I’ve done precisely zero research on the matter, but it is my understanding that Transylvania has two main exports: vampires and chimney cakes. I never drink…wine. But I do eat cake. Maybe too much cake, but that’s really neither here nor there. So when I happened across a Vancouver bakery specializing in Romanian pastries, including the aforementioned chimney cake (or kürtőskalács), I knew I definitely wanted to incorporate it into my next visit to British Columbia, as a trip to Romania proper is a bit more involved than taking an afternoon jaunt across the border. A chimney cake is made of yeast dough which is wrapped in a spiral around a wooden dowel and baked, similarly to meat on a spit. As it rotates, it’s basted with butter until the sugary outside caramelizes into thin, golden, crackle-y perfection, which can be further augmented by rolling it in other toppings like chopped nuts. When it’s served hot, steam vents out the top like a little chimney and it’s charming as all get out.

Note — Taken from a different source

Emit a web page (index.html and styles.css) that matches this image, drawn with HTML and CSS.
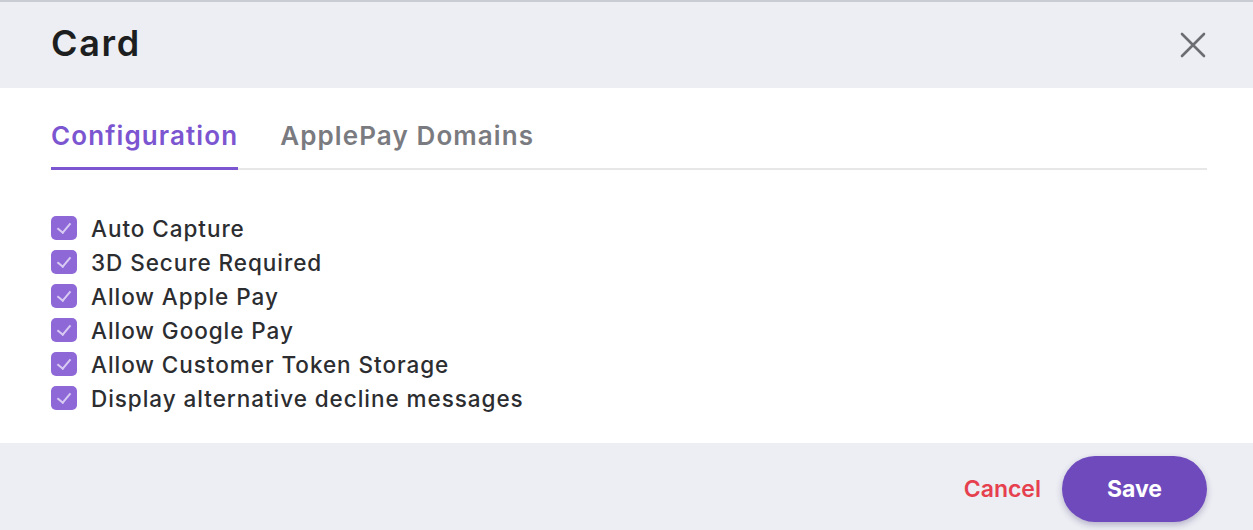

There are two (one, two, ah ha ha ha) bakeries in Vancouver that make chimney cakes: Transylvanian Traditions, and The Kürtősh Cafe. Of course, I had to go to both. First up was Transylvanian Traditions. Transylvanian Traditions makes a variety of pastries including the chimney cake, and the chimney cake is offered in only one flavor.  When I arrived, I got one hot and fresh from the oven, steam merrily venting from the top. The cake is a revelation–soft and chewy toward the center, crisp on the outside, tangy with lemon, and light like a raised doughnut.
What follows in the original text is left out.